## ROWS:
□ □ □ □

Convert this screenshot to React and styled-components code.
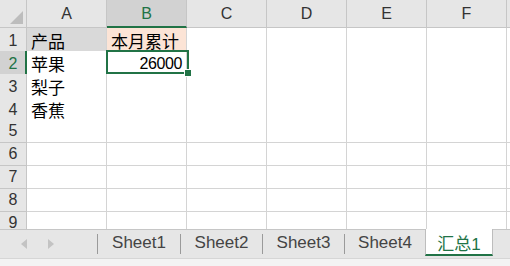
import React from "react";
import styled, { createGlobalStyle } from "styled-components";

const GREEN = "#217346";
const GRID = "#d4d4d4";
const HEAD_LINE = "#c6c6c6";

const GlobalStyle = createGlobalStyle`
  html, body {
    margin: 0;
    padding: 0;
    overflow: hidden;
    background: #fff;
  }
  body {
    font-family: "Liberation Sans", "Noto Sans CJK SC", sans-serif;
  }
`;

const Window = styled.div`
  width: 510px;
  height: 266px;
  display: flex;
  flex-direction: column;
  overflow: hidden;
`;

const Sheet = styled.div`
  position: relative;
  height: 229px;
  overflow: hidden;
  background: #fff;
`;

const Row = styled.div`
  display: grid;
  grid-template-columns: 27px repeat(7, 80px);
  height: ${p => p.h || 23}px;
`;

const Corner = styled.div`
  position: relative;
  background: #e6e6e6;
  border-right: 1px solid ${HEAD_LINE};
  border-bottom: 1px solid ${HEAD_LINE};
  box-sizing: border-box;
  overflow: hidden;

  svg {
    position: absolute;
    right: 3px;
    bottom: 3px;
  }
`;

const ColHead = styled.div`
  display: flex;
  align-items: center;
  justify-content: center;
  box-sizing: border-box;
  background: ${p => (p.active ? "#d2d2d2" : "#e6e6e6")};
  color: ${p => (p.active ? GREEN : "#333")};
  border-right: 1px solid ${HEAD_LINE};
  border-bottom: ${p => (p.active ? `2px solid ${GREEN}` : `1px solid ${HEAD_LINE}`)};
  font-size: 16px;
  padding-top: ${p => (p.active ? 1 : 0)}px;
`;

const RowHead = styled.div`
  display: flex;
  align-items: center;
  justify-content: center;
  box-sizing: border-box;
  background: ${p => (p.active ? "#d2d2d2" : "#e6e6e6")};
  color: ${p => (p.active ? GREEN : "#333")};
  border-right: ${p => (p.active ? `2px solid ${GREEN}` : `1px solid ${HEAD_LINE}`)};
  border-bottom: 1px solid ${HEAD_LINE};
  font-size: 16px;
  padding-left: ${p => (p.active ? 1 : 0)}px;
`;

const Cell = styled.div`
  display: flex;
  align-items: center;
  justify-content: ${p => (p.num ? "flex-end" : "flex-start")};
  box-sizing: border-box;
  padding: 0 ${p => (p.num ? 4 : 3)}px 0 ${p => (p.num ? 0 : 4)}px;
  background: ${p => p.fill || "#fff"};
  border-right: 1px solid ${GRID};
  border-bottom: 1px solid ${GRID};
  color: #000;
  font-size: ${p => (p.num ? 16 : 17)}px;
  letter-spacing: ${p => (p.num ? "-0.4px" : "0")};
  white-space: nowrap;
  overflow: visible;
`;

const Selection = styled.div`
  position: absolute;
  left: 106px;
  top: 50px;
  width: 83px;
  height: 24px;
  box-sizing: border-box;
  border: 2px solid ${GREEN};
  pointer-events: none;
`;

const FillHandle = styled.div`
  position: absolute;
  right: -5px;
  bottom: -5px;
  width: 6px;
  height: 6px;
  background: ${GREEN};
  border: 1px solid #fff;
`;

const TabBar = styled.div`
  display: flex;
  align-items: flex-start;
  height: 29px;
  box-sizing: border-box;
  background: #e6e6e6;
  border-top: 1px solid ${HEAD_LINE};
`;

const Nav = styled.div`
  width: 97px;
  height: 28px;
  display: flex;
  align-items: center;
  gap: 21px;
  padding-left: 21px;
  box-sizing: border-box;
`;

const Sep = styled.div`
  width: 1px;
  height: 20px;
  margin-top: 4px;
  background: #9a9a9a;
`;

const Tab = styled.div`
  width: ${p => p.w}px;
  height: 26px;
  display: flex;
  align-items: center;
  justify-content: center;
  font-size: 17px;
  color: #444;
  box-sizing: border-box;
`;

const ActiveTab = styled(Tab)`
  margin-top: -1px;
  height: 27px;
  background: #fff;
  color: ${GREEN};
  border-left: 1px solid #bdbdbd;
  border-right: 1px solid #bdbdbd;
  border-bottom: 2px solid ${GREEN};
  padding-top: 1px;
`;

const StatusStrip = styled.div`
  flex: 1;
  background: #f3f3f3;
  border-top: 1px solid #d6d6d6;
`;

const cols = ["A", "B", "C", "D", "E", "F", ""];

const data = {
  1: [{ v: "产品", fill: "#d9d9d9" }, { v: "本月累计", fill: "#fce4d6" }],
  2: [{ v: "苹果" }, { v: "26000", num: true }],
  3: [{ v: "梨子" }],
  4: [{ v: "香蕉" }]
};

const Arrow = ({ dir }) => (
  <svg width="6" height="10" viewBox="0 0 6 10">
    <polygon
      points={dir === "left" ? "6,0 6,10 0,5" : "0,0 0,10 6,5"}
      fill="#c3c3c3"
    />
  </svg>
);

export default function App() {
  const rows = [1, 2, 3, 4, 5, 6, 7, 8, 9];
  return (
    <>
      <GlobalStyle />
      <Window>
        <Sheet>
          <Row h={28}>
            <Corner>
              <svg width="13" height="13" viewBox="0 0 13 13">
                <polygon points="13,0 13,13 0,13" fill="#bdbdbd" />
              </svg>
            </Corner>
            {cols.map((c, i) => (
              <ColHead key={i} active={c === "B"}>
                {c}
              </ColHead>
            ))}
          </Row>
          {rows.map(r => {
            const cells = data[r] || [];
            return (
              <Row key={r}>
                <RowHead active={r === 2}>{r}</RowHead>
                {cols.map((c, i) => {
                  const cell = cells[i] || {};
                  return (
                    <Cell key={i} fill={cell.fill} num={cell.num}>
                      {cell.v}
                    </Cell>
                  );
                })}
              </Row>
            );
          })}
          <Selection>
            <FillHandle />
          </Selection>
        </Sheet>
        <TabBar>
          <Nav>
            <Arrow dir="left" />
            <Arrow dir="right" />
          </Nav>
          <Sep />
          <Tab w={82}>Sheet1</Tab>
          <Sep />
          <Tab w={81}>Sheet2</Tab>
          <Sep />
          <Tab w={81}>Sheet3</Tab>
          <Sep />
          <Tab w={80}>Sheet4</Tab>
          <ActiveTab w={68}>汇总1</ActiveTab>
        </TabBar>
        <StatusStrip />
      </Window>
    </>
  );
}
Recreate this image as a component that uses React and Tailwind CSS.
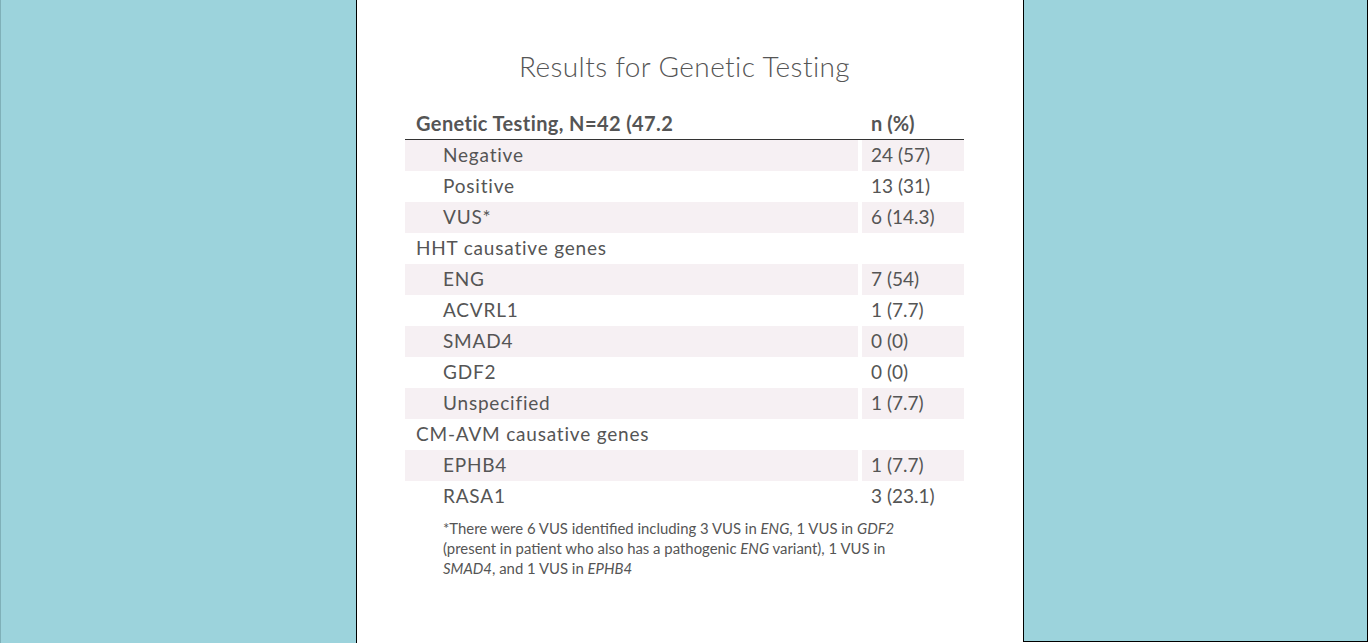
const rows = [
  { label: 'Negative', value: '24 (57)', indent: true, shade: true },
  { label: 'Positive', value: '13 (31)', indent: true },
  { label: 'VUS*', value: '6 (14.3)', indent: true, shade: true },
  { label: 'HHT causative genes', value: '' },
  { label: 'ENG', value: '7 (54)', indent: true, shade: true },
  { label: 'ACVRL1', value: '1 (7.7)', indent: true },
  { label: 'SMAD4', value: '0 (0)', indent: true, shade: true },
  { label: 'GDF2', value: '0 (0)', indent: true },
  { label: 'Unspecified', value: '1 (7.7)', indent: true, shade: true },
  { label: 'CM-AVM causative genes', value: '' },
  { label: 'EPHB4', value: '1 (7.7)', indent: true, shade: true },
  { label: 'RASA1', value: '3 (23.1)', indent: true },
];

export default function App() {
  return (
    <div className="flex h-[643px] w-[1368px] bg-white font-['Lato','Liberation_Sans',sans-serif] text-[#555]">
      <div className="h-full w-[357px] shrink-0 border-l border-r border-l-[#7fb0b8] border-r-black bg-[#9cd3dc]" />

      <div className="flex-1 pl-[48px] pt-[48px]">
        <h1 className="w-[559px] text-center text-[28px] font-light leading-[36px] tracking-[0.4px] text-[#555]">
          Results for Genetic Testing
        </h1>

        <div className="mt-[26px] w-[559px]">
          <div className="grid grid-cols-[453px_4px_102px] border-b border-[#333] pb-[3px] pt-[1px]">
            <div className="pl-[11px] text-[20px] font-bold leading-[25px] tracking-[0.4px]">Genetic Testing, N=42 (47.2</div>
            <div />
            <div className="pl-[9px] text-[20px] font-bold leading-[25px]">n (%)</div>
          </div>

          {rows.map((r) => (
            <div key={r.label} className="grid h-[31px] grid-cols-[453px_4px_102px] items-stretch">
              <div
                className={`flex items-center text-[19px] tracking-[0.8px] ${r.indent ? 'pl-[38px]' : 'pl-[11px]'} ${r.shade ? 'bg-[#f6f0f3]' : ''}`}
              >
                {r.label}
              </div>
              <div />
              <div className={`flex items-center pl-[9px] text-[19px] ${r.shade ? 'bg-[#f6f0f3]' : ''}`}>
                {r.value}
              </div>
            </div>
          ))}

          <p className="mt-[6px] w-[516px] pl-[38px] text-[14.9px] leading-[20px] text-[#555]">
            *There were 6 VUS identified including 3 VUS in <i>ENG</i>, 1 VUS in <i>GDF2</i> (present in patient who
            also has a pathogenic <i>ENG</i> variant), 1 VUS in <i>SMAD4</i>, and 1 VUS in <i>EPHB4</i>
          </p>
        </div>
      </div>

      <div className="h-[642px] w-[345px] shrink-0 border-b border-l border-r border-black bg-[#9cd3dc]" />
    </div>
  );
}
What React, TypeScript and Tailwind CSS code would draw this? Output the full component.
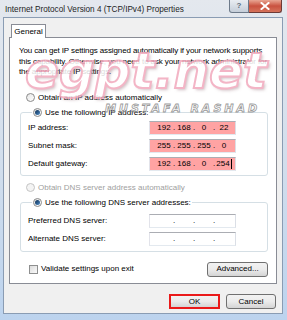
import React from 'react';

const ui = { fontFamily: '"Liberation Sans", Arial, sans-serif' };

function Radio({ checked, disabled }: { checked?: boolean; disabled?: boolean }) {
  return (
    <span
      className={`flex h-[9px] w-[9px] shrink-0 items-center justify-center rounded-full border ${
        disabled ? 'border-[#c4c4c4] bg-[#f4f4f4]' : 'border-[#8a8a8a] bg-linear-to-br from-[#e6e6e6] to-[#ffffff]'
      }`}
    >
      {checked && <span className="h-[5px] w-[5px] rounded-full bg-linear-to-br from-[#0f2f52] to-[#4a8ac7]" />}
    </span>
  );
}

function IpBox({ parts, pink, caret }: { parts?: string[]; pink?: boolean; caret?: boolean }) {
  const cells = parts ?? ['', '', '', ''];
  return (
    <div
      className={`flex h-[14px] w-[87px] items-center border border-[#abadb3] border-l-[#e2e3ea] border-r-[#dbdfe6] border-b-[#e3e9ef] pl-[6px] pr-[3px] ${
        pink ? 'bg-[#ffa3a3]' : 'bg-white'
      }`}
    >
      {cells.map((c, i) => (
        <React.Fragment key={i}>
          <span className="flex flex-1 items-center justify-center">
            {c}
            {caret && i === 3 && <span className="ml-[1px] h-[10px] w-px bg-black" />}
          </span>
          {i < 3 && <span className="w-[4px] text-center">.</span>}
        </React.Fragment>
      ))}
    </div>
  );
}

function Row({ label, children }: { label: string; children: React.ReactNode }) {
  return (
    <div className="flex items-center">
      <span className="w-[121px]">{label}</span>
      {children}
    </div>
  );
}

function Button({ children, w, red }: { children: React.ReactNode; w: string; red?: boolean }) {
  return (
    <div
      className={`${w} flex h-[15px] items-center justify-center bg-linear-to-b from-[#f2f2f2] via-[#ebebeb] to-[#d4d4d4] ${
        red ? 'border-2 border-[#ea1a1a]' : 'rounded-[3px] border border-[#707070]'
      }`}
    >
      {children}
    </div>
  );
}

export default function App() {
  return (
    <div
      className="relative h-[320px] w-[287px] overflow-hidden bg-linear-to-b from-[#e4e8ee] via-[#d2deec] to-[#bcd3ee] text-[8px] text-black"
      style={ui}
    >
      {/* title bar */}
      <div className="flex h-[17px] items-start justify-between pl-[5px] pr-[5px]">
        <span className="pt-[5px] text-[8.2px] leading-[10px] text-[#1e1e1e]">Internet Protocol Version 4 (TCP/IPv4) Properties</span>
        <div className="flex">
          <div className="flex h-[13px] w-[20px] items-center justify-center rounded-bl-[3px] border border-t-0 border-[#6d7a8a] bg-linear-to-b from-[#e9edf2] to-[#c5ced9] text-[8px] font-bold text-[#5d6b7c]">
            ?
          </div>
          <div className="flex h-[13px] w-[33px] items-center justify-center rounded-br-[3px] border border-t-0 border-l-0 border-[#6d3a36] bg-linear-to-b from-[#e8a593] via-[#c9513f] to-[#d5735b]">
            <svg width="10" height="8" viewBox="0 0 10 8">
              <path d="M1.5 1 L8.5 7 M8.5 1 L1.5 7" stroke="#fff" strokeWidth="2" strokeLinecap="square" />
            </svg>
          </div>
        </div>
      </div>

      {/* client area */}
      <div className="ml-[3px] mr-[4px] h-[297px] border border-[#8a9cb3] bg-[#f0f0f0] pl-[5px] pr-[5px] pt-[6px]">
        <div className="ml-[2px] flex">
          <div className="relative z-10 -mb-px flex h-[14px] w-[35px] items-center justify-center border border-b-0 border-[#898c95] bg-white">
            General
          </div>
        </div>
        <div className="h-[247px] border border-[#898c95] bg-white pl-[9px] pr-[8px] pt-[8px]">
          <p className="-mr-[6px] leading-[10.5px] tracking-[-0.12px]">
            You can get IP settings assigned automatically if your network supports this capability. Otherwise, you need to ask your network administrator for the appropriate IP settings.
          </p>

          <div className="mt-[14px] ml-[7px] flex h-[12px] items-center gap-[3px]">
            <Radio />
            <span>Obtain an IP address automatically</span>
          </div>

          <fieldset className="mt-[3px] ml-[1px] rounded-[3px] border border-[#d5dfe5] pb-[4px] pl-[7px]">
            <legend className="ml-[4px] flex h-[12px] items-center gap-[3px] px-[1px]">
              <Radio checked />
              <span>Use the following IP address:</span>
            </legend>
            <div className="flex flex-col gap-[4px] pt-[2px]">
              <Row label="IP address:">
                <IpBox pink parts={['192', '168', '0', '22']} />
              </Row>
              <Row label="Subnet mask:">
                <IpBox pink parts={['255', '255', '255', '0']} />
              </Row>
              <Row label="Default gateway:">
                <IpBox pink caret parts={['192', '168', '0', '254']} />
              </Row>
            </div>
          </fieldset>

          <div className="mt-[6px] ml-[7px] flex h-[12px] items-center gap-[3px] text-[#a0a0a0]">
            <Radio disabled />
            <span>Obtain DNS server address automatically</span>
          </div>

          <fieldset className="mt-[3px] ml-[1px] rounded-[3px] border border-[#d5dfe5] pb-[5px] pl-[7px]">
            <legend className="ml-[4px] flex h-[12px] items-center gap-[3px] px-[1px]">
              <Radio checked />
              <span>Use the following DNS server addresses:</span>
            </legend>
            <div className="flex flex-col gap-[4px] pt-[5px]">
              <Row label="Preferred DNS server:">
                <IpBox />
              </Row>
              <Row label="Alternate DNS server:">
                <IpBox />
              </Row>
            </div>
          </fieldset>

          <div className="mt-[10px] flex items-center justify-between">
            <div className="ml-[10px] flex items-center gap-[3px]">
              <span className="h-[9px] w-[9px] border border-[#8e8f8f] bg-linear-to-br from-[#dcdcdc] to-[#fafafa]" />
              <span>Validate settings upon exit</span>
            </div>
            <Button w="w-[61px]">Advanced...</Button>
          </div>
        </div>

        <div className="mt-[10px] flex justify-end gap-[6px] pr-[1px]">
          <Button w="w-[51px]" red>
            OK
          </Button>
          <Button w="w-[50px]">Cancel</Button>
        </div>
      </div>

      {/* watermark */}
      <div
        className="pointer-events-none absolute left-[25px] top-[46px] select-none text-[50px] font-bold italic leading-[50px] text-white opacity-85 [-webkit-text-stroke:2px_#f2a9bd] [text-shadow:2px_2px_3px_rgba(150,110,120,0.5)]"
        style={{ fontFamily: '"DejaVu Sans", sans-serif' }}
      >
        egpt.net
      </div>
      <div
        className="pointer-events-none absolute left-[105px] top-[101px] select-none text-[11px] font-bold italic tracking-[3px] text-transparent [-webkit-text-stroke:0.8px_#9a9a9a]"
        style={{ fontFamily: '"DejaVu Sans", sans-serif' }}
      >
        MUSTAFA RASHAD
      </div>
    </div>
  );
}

□ □ □ □

## SET TASK:
Pick out the lines containing the string "React".

## THE REPLY:
Convert this screenshot to React and styled-components code.
import React from "react";
Recreate this image as a component that uses React and Tailwind CSS.
What React, TypeScript and Tailwind CSS code would draw this? Output the full component.
import React from 'react';
        <React.Fragment key={i}>
        </React.Fragment>
function Row({ label, children }: { label: string; children: React.ReactNode }) {
function Button({ children, w, red }: { children: React.ReactNode; w: string; red?: boolean }) {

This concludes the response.